From the listing below, output the lines between the one with "Give me the" and the one with "const fieldClass = 'h-[37px]", including those two, and nothing else. Pictures are not copied.

Code that builds pages

-- Begin --

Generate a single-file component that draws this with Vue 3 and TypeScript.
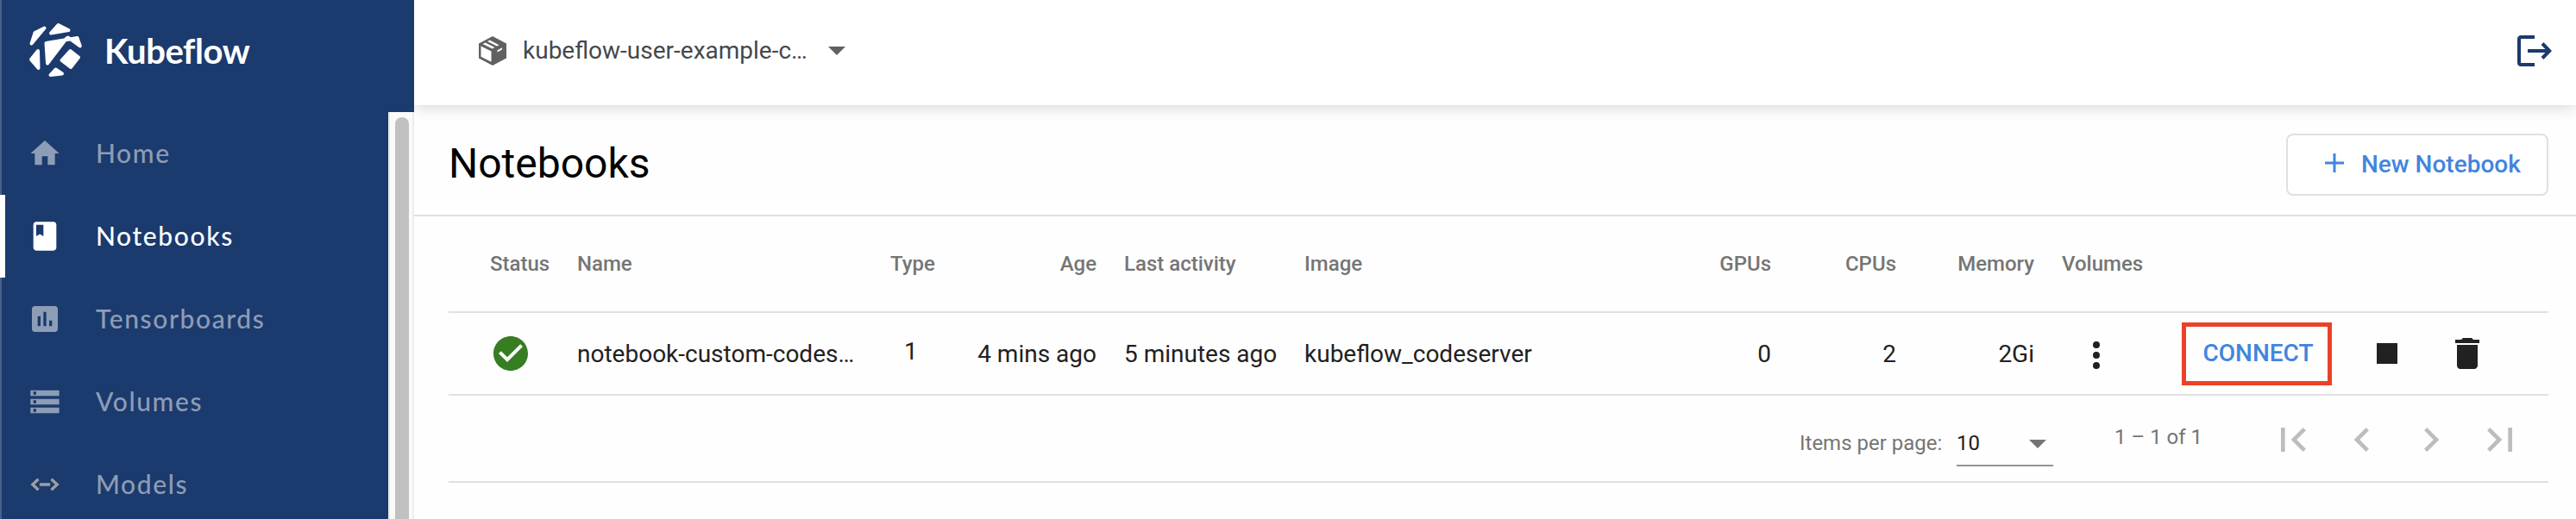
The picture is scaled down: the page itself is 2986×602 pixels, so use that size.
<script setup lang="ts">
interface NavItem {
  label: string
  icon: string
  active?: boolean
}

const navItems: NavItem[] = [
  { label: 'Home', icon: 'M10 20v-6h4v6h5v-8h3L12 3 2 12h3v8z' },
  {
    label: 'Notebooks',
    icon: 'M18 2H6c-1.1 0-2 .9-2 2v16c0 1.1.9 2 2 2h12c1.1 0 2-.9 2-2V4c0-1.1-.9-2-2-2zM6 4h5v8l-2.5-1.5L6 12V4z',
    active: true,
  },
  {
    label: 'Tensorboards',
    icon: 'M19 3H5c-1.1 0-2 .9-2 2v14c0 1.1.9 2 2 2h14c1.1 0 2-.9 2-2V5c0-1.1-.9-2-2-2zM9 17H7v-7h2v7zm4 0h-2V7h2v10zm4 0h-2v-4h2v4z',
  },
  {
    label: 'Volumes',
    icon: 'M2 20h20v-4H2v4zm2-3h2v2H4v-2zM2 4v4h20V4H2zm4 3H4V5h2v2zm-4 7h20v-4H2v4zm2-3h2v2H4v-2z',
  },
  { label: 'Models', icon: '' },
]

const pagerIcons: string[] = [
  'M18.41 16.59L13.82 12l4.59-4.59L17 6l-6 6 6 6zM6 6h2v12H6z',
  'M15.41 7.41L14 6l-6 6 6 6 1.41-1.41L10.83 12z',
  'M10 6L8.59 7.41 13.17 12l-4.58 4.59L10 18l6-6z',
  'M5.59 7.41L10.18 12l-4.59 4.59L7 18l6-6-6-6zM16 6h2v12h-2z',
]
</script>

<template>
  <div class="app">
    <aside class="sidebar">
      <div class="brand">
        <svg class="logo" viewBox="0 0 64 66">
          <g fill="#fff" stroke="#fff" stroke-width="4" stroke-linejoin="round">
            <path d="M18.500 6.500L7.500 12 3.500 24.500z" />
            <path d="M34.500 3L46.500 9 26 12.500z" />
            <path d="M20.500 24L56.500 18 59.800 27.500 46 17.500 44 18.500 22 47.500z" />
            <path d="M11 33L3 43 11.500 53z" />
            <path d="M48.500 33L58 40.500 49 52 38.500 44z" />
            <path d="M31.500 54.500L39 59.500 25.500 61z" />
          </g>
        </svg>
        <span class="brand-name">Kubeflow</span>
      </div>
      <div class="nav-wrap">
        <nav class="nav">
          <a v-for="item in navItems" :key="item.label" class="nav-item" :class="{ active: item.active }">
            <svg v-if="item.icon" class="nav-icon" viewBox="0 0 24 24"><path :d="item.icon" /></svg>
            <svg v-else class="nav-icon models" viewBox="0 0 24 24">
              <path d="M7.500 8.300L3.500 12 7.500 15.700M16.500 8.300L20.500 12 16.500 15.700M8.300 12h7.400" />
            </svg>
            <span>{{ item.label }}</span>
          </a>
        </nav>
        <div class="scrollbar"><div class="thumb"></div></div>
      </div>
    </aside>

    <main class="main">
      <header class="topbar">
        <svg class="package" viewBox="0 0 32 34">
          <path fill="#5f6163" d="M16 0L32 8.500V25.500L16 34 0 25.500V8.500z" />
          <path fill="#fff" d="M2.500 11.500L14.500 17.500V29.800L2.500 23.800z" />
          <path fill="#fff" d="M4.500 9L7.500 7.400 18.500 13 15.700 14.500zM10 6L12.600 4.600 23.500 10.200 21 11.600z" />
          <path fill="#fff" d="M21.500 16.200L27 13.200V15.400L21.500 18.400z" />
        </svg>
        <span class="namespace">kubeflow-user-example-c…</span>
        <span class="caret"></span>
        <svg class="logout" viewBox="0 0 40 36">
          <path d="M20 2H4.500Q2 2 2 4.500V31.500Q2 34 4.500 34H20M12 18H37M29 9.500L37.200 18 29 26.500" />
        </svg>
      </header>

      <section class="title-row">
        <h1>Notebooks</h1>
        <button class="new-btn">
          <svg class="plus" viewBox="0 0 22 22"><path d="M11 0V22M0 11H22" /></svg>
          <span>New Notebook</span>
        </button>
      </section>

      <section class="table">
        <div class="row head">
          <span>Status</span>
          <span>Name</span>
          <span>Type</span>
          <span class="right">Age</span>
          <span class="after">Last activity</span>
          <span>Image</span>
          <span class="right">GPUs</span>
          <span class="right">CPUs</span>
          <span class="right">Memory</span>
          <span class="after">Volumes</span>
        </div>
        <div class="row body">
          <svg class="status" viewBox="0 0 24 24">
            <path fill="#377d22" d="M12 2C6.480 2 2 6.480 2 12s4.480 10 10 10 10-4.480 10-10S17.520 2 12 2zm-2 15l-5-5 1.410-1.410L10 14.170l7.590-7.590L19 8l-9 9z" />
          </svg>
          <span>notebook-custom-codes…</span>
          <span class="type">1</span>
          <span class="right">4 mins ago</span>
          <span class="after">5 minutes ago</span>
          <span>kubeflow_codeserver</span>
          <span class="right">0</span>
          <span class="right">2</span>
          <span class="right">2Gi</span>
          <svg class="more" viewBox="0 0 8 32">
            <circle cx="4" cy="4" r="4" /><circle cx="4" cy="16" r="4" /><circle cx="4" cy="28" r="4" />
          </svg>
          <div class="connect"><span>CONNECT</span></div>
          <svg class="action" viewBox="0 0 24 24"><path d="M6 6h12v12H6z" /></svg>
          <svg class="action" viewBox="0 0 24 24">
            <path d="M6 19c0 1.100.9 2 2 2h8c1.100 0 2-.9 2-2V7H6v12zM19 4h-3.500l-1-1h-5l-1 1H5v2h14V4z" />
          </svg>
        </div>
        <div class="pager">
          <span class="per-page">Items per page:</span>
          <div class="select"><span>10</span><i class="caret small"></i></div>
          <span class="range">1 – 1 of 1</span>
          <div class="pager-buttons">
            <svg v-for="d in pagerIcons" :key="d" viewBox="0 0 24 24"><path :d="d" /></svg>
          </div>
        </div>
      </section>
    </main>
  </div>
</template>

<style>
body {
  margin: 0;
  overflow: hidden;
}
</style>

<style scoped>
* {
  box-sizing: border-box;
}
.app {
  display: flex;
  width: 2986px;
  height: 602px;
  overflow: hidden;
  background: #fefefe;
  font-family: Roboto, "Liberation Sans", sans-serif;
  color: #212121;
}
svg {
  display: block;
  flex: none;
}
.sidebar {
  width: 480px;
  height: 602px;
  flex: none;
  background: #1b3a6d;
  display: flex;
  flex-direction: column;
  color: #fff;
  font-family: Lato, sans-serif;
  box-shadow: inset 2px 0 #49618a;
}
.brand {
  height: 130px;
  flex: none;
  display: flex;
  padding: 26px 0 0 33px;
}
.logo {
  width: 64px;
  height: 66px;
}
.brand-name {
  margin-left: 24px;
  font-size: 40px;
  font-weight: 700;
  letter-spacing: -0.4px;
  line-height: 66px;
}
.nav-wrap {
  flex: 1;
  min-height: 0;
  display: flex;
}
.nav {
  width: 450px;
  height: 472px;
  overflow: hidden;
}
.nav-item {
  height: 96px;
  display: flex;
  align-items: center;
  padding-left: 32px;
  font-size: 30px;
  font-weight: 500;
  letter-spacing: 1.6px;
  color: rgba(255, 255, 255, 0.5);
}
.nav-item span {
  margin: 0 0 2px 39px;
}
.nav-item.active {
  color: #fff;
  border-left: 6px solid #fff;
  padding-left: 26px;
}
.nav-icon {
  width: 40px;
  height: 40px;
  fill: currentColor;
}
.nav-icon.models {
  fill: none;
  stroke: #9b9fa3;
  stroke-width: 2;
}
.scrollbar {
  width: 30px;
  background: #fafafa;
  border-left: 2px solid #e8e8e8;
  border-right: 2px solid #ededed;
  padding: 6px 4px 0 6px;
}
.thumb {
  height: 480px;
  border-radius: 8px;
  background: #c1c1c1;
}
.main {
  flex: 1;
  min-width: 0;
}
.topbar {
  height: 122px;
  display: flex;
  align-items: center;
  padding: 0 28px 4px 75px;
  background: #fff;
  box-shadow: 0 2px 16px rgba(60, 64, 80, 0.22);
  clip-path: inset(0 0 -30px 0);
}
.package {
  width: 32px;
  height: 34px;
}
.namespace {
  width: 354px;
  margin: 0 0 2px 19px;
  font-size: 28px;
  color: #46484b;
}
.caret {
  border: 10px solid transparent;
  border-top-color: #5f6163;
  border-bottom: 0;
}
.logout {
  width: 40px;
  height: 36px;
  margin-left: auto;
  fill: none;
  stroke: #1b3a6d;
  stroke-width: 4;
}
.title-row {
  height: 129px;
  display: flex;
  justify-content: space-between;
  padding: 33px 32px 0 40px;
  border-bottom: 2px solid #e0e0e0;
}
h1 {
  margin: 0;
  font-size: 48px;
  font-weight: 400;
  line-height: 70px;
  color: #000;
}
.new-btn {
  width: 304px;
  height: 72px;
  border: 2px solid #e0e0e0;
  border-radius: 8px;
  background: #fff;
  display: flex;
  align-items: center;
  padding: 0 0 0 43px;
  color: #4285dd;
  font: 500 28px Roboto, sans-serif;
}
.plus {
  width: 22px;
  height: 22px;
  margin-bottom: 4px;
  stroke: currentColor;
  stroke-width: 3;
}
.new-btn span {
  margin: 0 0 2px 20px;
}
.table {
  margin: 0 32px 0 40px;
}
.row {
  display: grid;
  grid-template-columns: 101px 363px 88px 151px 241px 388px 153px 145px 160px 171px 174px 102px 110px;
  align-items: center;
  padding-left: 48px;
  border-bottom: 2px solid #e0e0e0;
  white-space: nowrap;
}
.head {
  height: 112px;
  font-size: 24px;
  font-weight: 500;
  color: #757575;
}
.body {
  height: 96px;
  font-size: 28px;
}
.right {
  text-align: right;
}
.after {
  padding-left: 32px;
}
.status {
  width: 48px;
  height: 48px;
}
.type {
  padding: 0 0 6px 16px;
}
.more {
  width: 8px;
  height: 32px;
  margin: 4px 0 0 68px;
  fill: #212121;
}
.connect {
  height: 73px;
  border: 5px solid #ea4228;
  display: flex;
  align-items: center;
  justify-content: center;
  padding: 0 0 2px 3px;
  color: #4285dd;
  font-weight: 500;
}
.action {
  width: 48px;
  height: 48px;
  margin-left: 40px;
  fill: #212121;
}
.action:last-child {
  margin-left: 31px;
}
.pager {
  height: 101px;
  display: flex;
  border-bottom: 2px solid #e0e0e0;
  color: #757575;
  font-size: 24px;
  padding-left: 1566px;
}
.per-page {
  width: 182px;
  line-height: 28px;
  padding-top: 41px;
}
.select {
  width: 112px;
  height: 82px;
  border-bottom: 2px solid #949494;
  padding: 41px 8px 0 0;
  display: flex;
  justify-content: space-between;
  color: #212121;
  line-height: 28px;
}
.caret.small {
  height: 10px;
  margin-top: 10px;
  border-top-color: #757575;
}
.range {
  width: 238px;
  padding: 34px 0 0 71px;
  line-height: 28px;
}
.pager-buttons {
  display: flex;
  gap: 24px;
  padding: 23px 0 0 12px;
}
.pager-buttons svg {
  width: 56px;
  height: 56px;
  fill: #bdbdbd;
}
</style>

-- End --
-- Begin --

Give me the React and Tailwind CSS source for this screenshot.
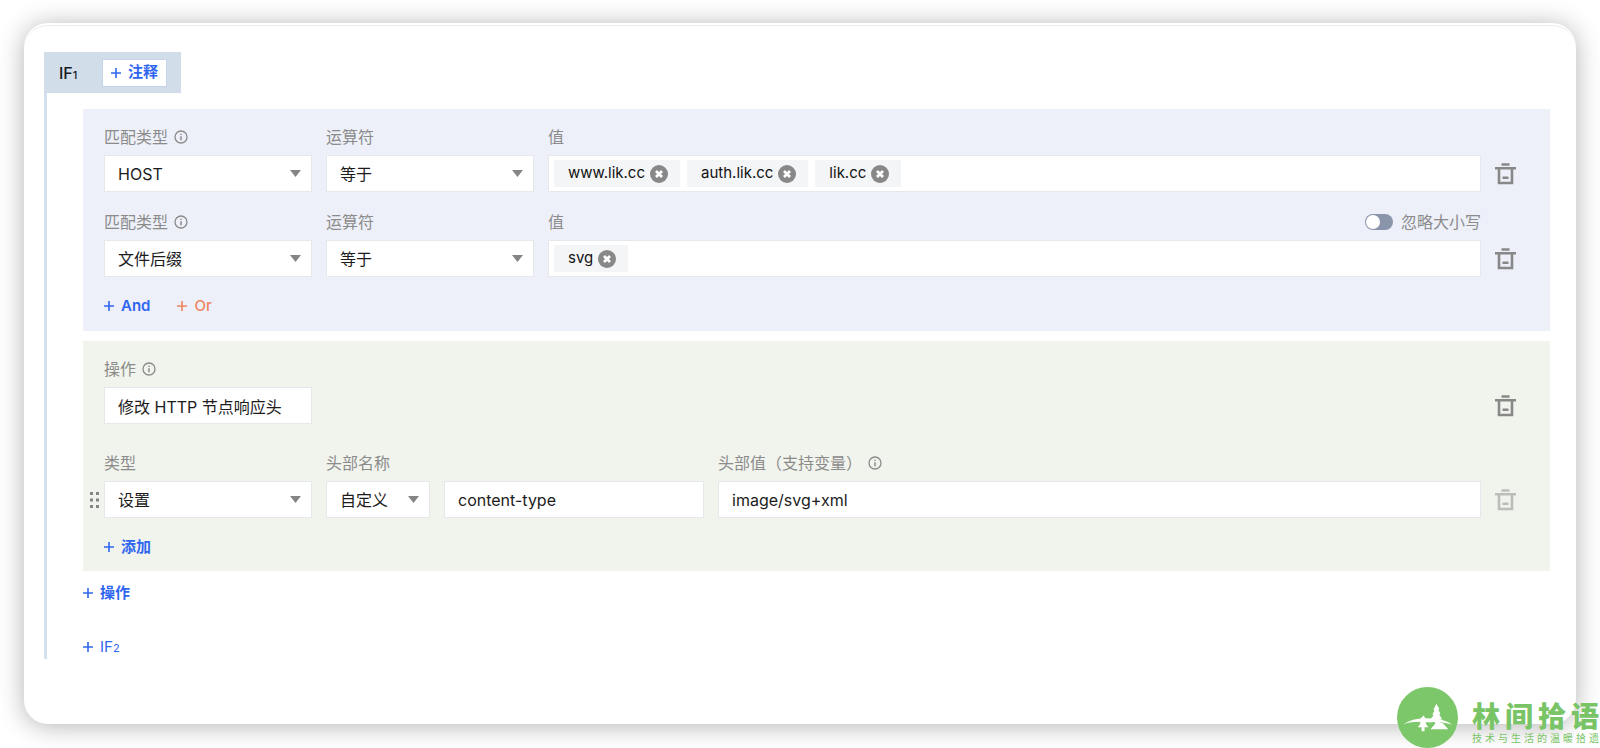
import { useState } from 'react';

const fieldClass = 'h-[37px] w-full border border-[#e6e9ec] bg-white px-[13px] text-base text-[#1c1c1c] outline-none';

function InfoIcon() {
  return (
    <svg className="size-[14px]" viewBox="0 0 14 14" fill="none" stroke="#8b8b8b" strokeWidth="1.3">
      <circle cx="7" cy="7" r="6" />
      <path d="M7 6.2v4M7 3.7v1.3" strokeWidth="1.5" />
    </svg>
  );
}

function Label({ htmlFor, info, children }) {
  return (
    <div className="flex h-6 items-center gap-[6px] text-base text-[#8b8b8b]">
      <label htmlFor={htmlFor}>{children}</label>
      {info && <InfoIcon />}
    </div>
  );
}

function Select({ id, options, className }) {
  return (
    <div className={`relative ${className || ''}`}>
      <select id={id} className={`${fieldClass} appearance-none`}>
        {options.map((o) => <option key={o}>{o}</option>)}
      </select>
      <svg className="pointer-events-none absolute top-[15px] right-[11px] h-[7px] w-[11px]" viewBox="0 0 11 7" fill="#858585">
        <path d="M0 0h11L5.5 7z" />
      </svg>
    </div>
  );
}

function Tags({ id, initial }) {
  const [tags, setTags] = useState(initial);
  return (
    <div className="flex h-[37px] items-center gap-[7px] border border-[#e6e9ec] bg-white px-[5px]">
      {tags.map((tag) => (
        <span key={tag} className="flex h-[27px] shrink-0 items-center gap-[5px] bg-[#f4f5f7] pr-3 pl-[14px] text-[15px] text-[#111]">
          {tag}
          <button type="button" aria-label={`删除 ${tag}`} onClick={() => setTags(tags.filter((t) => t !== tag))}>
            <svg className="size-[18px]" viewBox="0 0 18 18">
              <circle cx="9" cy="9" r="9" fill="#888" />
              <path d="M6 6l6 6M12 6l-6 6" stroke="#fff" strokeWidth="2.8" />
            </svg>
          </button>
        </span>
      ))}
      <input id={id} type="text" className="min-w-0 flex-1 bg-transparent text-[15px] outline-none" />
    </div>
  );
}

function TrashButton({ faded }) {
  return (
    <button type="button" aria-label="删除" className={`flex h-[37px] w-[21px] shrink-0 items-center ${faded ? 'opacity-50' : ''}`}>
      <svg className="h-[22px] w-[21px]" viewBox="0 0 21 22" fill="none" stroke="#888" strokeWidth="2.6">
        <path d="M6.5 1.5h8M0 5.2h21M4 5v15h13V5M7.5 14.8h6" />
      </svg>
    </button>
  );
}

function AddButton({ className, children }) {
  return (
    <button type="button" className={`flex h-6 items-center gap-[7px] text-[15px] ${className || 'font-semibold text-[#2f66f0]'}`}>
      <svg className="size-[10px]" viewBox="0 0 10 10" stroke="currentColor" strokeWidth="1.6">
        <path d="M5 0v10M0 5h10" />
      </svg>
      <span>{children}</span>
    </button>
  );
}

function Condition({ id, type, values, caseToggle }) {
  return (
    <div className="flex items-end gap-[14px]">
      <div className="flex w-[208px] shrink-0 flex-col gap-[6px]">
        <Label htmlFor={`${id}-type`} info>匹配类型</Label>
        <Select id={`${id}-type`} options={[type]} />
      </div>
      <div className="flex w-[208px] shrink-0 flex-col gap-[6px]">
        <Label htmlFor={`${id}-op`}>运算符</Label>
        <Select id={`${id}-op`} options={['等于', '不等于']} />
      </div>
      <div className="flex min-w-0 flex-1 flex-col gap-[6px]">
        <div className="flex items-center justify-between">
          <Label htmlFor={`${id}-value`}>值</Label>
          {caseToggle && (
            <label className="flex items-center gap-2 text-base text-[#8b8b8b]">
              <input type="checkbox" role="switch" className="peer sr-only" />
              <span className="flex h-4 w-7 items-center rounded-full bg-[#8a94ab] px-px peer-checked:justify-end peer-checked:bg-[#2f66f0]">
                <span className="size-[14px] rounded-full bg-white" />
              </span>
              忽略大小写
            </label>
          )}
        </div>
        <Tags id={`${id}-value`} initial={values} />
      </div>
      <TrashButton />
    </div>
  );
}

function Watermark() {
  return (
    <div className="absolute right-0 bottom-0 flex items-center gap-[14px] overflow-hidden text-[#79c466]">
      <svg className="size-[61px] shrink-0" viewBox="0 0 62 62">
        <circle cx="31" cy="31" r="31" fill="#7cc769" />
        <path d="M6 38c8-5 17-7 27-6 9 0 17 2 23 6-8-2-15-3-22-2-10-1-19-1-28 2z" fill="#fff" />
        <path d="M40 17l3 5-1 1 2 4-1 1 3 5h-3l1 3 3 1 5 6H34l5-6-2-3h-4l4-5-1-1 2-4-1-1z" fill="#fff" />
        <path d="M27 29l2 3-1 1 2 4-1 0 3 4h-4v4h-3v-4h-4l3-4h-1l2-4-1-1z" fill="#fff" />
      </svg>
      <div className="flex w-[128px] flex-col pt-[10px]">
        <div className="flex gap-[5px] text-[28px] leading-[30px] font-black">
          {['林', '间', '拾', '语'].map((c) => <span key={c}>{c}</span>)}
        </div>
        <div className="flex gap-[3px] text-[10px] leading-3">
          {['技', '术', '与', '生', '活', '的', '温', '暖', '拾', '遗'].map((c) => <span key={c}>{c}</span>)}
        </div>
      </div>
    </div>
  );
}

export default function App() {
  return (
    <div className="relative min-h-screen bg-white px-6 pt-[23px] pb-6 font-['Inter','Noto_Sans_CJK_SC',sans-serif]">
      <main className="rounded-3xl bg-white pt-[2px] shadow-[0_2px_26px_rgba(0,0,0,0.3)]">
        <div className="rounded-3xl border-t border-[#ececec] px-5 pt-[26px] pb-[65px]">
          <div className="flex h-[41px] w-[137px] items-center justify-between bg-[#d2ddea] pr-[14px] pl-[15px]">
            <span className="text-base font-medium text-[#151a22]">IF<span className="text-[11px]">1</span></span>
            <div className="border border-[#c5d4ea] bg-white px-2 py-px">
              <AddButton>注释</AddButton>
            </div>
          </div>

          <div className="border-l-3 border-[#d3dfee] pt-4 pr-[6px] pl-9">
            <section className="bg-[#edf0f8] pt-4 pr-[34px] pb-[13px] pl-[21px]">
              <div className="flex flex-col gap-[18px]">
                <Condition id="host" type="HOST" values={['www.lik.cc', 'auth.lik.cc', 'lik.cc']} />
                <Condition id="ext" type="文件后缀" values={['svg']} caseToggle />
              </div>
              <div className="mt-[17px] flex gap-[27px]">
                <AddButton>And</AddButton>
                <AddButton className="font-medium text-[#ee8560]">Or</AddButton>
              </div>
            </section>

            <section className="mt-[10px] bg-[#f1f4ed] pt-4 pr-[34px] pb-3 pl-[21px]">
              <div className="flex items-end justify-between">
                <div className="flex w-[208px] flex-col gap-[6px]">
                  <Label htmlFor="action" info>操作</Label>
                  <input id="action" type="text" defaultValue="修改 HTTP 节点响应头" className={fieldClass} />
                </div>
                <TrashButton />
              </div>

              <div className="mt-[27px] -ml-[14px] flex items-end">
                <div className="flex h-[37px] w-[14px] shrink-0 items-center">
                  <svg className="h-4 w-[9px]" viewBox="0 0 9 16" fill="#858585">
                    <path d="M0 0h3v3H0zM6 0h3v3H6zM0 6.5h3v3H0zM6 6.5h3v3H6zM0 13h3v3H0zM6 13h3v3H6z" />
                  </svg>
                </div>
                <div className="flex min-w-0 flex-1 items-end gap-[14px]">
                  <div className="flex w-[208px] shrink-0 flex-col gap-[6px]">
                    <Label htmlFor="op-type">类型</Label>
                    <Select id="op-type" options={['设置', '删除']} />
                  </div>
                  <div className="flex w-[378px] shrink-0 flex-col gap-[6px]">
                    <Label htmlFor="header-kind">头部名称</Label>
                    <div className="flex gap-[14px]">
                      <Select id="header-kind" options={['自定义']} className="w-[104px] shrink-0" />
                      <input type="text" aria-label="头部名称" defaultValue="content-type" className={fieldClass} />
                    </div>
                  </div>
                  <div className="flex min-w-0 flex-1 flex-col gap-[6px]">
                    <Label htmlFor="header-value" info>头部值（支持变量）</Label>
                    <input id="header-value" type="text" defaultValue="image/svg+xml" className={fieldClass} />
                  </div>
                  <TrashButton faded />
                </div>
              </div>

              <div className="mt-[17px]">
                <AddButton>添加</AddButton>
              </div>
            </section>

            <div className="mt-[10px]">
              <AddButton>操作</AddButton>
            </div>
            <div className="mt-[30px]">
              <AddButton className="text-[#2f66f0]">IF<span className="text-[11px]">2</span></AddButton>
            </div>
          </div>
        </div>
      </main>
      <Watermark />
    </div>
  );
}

-- End --

* Solved problem *
Give me the React and Tailwind CSS source for this screenshot.
import { useState } from 'react';

const fieldClass = 'h-[37px] w-full border border-[#e6e9ec] bg-white px-[13px] text-base text-[#1c1c1c] outline-none';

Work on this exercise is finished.